To explain more, I could say that for pilots who find that flying a Delta 4 or Elan 2 is too dampened in overall feel, the Elan 3 will offer the little extra spice that an educated pilot will cherish for the same comfort, or possibly a 10% more pilot control.
In turbulent and strong air, the structure felt very solid and very homogenous.
The brake pressure is on the moderate side. I could control the Elan 3 in a moderate 15 - 25 cm of brakes after the first 10 cm of a gap. It resembles the Alpina 4 brake length with slightly more pressure.
The agility of the Elan 3 is very slightly less than the Elan 2, but I was very satisfied with its efficiency.
The Elan 3 has precise brake travel, and I could say that it has more direct control than a Supair Savage, with slightly more agile. Not as agile as an Alpina 4 for example that could core the thermals really tight, but the Elan 3 is not that far, with a much more performance-oriented turning ability.
Flying the Elan 3, I was able to core every thermal without missing any. The turns are flat without a dive.
Flying the Elan 3 in moving air showed me the bigger difference, as the Elan 3 has the ability to surf efficiently the moving air mass, and to convert every moving air into the lift. That’s why I wrote above that the feel under it is very different. The Elan 3 was surfing the lift lines and moving forward and upward like the class above!
Doing some glides in calm air showed me the Elan 3 shares the best glide for today's C, at trim, and at full bar. It is in moving air that the Elan 3 will be more efficient through the airmass.

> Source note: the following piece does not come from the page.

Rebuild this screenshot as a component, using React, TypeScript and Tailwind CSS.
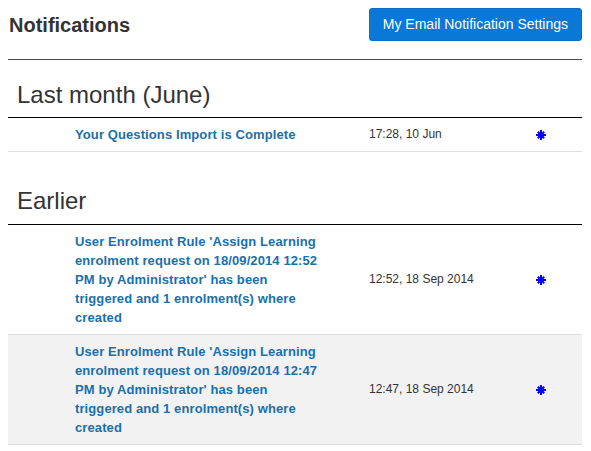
import React from "react";

const Star = () => (
  <svg width="10" height="10" viewBox="0 0 10 10" className="block">
    <g stroke="#0000ff" strokeWidth="2" strokeLinecap="butt">
      <line x1="5" y1="0" x2="5" y2="10" />
      <line x1="0" y1="5" x2="10" y2="5" />
      <line x1="1.8" y1="1.8" x2="8.2" y2="8.2" />
      <line x1="8.2" y1="1.8" x2="1.8" y2="8.2" />
    </g>
    <circle cx="5" cy="5" r="2.6" fill="#0000ff" />
  </svg>
);

type Row = { subject: string; time: string; shaded?: boolean };

const Table = ({ rows }: { rows: Row[] }) => (
  <div className="border-t border-black">
    {rows.map((r, i) => (
      <div
        key={i}
        className={`flex items-center border-b border-[#dddddd] py-[7px] ${r.shaded ? "bg-[#f2f2f2]" : "bg-white"}`}
      >
        <div className="w-[67px] shrink-0" />
        <div className="w-[294px] shrink-0 pr-[46px] text-[13px] leading-[19px] font-bold text-[#1a6fad] tracking-[0.1px]">
          {r.subject}
        </div>
        <div className="w-[167px] shrink-0 text-[12px] leading-[19px] text-[#333333]">
          {r.time}
        </div>
        <div className="flex items-center">
          <Star />
        </div>
      </div>
    ))}
  </div>
);

export default function App() {
  return (
    <div
      className="w-[591px] h-[451px] bg-white overflow-hidden"
      style={{ fontFamily: '"Liberation Sans", Arial, sans-serif' }}
    >
      <div className="ml-[8px] mr-[9px]">
        <div className="flex items-center justify-between pt-[8px] pb-[18px] border-b border-[#4a4a4a]">
          <h1 className="ml-[1px] text-[20px] font-bold text-[#333333] leading-[24px]">
            Notifications
          </h1>
          <button className="h-[33px] px-[13px] rounded-[3px] bg-[#0a78d6] text-white text-[14px] border border-[#0a6fc4]">
            My Email Notification Settings
          </button>
        </div>

        <h2 className="mt-[22px] mb-[9px] ml-[9px] text-[24px] leading-[26px] text-[#333333] font-normal">
          Last month (June)
        </h2>
        <Table rows={[{ subject: "Your Questions Import is Complete", time: "17:28, 10 Jun" }]} />

        <h2 className="mt-[36px] mb-[10px] ml-[9px] text-[24px] leading-[26px] text-[#333333] font-normal">
          Earlier
        </h2>
        <Table
          rows={[
            {
              subject:
                "User Enrolment Rule 'Assign Learning enrolment request on 18/09/2014 12:52 PM by Administrator' has been triggered and 1 enrolment(s) where created",
              time: "12:52, 18 Sep 2014",
            },
            {
              subject:
                "User Enrolment Rule 'Assign Learning enrolment request on 18/09/2014 12:47 PM by Administrator' has been triggered and 1 enrolment(s) where created",
              time: "12:47, 18 Sep 2014",
              shaded: true,
            },
          ]}
        />
      </div>
    </div>
  );
}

Climbing in weak and strong conditions seems also efficient. The Elan 3 has an amazing ability to convert any movement to lift, and that’s exactly its strong point. Even in sudden and strong cores, I could turn precisely the Elan 3 into the stronger core.
That kind of feel and handling suits my personal flying style a lot. It reminded me of the Trango X-race handling, but slightly mellower in turns and of course tamer in turbulence.
Mac Para has lifted the Elan series to a new dimension and feel. If you have never flown a Mac Para, now is the time to taste that special feel under the Elan 3 ! It is so different from the too dampened older series, but still quite comfortable with that specially added spice. The difference between the old and the new one is that the Elan 3 will cut through the airmass more efficiently and resembles the upper ratings in that matter!
The C steering is a bit hard to pull but efficient to keep the Elan 3 overhead in turbulence.
The Elan 3 movements and overall comfort in turbulence target exactly the C category pilots. I think a pilot downgrading from a higher-rated glider won’t lose that special feel under the D gliders while getting the passive safety of the C category.
A good B pilot with two full seasons in strong conditions will find the Elan 3 as one of the best logical evolution for the solid C category.